■ Work to be completed
Every line that includes the word "index" is to be listed.

++++ Data provided

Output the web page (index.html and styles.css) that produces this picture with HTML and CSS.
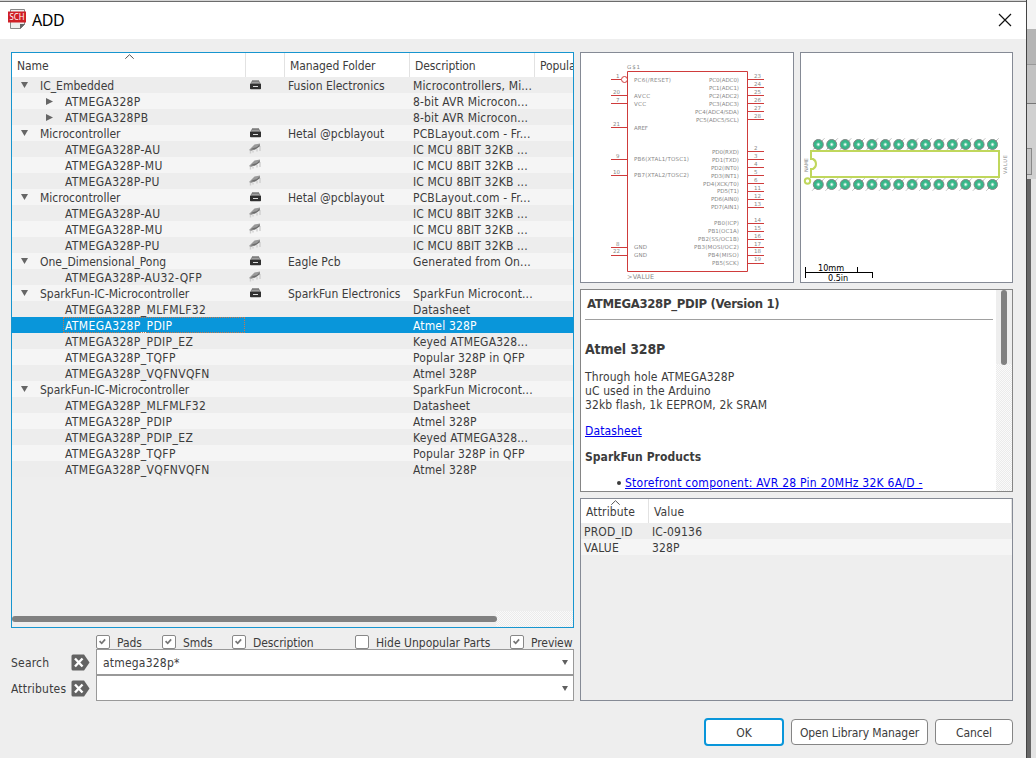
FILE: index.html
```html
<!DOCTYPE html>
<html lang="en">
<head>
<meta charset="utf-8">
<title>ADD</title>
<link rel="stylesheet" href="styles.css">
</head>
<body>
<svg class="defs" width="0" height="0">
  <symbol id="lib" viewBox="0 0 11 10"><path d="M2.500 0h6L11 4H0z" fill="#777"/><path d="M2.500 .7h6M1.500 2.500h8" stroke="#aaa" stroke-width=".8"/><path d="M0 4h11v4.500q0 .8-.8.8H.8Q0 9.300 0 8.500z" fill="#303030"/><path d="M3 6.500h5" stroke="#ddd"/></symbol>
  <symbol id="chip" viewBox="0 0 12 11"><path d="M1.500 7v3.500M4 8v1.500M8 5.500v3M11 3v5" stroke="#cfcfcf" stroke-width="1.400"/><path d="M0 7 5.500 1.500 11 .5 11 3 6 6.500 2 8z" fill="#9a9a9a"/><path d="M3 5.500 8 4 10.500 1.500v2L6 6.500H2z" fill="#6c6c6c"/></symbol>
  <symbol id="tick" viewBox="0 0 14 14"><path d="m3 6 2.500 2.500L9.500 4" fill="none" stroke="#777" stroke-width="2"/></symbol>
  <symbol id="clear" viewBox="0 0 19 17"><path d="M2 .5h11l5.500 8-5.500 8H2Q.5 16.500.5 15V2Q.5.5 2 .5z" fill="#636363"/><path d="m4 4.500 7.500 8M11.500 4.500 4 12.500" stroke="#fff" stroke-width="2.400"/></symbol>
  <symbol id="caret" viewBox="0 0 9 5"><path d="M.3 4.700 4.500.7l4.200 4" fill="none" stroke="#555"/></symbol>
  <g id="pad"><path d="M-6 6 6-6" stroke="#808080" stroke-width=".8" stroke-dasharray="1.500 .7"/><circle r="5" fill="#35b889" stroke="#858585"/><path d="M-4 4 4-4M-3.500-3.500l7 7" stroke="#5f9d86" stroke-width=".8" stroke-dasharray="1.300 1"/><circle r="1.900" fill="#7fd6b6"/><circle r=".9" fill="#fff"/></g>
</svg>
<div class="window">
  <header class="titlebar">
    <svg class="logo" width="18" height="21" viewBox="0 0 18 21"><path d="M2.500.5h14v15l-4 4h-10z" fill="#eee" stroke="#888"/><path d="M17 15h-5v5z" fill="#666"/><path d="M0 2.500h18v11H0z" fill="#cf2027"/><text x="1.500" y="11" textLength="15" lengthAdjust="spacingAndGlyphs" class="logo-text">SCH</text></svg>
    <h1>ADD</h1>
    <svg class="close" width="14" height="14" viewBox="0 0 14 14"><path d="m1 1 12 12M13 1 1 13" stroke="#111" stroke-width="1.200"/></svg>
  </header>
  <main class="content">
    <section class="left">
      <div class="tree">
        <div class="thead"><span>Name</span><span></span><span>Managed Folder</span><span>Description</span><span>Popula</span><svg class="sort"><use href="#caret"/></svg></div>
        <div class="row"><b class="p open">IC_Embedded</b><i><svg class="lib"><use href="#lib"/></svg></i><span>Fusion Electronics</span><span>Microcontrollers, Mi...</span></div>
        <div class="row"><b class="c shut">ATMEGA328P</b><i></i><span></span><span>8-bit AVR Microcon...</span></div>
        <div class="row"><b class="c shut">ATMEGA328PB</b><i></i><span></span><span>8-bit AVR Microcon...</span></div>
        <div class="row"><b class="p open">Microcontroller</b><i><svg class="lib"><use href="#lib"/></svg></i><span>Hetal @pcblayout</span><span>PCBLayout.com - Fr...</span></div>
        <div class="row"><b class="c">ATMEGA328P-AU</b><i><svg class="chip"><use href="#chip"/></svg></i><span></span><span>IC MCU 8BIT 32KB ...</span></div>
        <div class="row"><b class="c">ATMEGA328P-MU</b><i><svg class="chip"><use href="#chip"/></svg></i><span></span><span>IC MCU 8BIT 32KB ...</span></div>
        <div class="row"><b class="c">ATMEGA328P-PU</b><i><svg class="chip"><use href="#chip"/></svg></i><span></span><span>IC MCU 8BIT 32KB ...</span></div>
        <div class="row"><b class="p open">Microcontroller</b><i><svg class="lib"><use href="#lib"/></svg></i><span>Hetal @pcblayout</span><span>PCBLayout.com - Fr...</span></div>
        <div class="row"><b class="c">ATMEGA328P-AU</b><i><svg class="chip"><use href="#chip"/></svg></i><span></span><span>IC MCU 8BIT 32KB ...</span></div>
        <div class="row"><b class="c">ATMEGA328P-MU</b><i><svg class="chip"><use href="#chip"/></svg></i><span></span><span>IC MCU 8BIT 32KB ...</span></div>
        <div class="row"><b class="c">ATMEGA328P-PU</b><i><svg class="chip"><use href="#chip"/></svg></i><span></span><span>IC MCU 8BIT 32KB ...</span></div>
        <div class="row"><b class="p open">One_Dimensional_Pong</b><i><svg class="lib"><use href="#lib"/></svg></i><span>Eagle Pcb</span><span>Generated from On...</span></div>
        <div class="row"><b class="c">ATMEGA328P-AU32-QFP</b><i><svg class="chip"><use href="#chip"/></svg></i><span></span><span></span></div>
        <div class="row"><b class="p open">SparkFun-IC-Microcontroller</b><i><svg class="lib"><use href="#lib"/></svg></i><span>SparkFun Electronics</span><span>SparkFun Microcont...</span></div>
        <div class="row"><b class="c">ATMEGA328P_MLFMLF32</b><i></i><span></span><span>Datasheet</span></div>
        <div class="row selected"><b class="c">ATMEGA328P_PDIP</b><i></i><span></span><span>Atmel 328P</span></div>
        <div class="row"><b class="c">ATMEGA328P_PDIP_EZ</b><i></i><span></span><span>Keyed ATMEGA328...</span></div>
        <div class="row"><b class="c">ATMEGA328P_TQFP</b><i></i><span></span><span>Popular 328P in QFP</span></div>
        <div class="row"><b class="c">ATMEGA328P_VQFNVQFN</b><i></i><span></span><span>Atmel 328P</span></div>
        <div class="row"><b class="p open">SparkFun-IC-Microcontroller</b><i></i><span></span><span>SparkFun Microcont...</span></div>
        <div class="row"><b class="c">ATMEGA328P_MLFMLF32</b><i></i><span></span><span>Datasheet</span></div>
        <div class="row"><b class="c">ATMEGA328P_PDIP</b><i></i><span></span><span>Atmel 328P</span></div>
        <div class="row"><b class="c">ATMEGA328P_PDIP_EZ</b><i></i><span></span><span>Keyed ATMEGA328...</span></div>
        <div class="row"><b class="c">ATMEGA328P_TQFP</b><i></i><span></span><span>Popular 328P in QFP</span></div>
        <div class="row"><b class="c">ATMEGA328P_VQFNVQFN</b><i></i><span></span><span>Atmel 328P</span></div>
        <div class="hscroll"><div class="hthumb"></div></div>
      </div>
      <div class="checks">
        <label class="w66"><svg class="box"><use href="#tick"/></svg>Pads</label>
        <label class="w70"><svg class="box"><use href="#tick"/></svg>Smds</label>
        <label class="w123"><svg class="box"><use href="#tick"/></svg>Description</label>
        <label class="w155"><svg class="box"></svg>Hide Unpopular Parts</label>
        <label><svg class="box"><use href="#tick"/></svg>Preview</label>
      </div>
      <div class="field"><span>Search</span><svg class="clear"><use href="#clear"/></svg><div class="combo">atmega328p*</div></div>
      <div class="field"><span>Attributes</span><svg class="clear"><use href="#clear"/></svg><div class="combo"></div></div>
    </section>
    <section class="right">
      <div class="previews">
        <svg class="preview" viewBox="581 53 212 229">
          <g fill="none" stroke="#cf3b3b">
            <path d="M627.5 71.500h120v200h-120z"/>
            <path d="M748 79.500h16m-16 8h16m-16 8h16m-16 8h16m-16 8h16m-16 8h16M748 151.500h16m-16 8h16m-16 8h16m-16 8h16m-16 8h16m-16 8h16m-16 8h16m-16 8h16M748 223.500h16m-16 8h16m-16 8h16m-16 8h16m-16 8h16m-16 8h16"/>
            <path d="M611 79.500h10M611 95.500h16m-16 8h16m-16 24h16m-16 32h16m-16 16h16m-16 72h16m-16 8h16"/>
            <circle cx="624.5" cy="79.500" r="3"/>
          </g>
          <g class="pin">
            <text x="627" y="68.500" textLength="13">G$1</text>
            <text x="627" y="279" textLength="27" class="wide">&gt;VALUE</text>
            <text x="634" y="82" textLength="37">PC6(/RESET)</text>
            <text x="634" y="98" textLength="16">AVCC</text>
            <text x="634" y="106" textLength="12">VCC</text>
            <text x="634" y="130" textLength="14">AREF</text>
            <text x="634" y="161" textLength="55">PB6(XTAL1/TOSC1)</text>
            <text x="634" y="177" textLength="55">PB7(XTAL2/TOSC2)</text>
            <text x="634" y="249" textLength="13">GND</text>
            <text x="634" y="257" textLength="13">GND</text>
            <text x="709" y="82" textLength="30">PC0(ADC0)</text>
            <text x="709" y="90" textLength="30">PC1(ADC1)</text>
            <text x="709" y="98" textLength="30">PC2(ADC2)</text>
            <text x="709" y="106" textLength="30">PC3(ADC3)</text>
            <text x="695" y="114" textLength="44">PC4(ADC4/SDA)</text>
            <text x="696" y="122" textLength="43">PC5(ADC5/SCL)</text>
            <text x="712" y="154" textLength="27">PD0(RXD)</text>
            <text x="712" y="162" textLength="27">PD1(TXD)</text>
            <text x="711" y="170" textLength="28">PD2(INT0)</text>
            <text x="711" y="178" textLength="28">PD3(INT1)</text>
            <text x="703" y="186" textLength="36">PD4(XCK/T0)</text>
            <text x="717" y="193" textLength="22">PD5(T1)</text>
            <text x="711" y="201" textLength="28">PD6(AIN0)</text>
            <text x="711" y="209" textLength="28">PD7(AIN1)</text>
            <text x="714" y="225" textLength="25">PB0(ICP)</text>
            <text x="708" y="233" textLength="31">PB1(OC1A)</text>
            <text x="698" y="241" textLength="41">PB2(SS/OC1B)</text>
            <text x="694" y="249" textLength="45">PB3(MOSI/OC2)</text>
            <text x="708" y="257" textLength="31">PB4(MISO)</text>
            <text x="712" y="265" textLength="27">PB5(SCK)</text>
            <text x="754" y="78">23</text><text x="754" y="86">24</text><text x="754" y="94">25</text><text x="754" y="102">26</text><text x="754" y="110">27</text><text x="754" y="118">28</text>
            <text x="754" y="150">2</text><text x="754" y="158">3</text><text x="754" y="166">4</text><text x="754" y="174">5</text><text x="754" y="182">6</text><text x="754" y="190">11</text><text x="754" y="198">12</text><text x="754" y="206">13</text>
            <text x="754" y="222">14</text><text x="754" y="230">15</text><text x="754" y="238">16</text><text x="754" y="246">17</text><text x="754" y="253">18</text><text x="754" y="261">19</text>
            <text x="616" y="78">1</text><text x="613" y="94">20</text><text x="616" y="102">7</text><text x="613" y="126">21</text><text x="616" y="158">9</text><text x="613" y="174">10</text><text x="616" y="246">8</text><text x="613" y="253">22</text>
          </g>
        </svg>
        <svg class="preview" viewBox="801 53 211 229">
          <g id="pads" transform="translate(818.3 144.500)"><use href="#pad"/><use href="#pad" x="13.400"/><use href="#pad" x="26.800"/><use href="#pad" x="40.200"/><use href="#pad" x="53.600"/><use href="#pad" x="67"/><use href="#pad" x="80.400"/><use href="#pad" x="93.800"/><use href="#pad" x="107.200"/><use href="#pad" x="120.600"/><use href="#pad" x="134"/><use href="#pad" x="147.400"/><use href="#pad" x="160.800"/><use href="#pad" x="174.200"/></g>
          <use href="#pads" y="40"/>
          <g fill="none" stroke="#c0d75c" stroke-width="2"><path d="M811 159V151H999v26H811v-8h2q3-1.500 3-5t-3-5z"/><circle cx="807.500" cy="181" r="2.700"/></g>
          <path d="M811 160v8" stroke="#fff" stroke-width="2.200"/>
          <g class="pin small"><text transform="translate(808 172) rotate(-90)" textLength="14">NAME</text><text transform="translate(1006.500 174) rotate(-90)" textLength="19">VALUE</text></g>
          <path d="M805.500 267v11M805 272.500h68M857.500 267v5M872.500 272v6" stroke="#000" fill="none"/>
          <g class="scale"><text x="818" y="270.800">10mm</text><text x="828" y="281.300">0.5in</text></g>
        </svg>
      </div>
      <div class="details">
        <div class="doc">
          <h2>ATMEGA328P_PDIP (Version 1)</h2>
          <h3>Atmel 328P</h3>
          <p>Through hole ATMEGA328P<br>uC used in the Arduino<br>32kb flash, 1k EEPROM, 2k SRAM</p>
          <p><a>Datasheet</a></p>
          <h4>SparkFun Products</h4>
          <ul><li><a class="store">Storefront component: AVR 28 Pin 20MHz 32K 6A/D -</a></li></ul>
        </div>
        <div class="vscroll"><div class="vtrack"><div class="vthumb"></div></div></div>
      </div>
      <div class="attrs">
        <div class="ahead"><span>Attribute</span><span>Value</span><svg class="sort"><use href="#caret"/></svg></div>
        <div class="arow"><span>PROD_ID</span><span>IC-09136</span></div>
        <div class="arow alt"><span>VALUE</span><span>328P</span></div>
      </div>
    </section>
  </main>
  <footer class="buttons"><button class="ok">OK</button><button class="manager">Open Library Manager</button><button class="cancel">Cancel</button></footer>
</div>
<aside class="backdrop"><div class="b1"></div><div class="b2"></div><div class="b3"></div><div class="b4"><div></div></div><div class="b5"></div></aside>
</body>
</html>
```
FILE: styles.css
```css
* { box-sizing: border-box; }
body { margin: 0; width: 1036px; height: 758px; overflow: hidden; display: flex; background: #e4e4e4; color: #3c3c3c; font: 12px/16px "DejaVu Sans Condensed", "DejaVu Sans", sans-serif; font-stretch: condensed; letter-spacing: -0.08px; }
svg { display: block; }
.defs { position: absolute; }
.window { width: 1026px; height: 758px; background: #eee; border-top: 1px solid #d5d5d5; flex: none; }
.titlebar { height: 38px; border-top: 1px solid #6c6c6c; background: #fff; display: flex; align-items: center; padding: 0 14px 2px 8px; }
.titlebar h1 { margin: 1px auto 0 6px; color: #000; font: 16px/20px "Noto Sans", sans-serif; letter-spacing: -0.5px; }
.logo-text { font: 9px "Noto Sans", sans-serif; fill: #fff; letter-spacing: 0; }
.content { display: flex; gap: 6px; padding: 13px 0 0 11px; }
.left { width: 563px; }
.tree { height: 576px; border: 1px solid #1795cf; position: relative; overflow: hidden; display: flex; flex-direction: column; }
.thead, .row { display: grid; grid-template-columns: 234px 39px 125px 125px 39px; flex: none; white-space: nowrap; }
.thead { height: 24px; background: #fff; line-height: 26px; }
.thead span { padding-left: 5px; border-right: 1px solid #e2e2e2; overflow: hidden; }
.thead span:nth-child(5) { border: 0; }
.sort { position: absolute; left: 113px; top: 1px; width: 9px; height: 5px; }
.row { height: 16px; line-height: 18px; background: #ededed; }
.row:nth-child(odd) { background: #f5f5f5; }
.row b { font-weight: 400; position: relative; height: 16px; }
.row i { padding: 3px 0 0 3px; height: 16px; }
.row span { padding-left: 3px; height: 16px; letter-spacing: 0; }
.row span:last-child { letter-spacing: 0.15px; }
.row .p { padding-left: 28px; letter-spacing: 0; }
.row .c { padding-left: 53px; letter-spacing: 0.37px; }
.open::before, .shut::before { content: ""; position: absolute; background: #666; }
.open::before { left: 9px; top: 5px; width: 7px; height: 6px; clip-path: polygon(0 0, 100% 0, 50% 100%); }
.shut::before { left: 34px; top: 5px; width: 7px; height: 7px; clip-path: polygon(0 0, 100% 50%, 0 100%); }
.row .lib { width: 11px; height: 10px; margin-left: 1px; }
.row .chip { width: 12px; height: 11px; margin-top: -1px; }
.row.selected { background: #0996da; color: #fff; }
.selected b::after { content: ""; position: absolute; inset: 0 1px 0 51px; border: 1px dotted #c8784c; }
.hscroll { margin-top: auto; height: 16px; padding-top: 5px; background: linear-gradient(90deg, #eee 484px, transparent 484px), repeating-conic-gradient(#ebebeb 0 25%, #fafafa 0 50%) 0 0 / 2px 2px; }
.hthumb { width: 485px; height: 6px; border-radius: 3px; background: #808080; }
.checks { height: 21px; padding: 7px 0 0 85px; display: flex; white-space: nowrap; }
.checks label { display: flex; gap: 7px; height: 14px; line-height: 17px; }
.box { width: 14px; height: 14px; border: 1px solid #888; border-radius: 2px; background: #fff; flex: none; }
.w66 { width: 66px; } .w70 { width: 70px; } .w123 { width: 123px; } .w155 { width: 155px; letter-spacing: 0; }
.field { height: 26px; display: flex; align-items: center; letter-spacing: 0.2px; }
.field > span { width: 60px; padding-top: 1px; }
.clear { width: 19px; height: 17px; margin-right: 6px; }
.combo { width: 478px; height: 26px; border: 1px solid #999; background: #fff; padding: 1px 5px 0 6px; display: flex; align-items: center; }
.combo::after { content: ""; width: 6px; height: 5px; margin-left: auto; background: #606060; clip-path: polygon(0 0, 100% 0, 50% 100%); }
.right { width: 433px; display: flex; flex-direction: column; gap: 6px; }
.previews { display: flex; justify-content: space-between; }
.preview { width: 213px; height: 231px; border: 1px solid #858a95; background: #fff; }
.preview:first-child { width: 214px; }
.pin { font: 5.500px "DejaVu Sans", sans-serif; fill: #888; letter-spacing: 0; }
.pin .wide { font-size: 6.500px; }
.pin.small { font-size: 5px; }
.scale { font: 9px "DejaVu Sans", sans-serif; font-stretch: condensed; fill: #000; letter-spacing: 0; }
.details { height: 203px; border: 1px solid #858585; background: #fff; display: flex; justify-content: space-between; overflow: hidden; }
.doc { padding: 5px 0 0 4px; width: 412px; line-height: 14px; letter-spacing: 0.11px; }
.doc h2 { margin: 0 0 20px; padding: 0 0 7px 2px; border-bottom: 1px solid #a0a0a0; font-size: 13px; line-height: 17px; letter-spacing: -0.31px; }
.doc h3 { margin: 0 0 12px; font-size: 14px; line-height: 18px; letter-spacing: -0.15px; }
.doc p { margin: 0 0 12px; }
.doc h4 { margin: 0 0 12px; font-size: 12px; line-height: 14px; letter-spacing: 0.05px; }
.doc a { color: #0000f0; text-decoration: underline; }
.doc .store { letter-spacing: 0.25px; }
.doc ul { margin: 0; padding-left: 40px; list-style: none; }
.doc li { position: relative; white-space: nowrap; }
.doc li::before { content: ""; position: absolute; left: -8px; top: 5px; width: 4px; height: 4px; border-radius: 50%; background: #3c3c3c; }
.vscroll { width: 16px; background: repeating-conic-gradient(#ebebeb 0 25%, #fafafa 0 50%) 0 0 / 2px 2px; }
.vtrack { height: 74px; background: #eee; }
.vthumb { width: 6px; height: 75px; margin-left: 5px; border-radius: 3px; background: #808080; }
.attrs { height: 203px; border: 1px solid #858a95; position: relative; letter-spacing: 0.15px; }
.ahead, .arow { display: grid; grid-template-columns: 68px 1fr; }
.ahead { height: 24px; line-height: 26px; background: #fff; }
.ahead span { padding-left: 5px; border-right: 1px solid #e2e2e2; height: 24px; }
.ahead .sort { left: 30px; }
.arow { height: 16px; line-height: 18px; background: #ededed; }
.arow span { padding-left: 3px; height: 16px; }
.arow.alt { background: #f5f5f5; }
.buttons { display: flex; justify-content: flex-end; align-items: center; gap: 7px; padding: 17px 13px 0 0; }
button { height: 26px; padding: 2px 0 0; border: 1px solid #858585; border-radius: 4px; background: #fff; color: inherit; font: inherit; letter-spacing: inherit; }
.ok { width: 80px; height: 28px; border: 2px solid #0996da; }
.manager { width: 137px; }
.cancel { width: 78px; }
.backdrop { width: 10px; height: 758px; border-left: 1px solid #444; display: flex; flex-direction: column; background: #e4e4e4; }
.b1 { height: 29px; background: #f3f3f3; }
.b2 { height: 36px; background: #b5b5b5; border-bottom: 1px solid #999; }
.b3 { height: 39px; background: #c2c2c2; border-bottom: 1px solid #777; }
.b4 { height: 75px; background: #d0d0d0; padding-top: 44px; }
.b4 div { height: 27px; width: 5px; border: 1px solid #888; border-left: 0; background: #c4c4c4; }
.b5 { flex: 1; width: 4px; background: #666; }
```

++++++++

■ Worked answer
Output the web page (index.html and styles.css) that produces this picture with HTML and CSS.
FILE: index.html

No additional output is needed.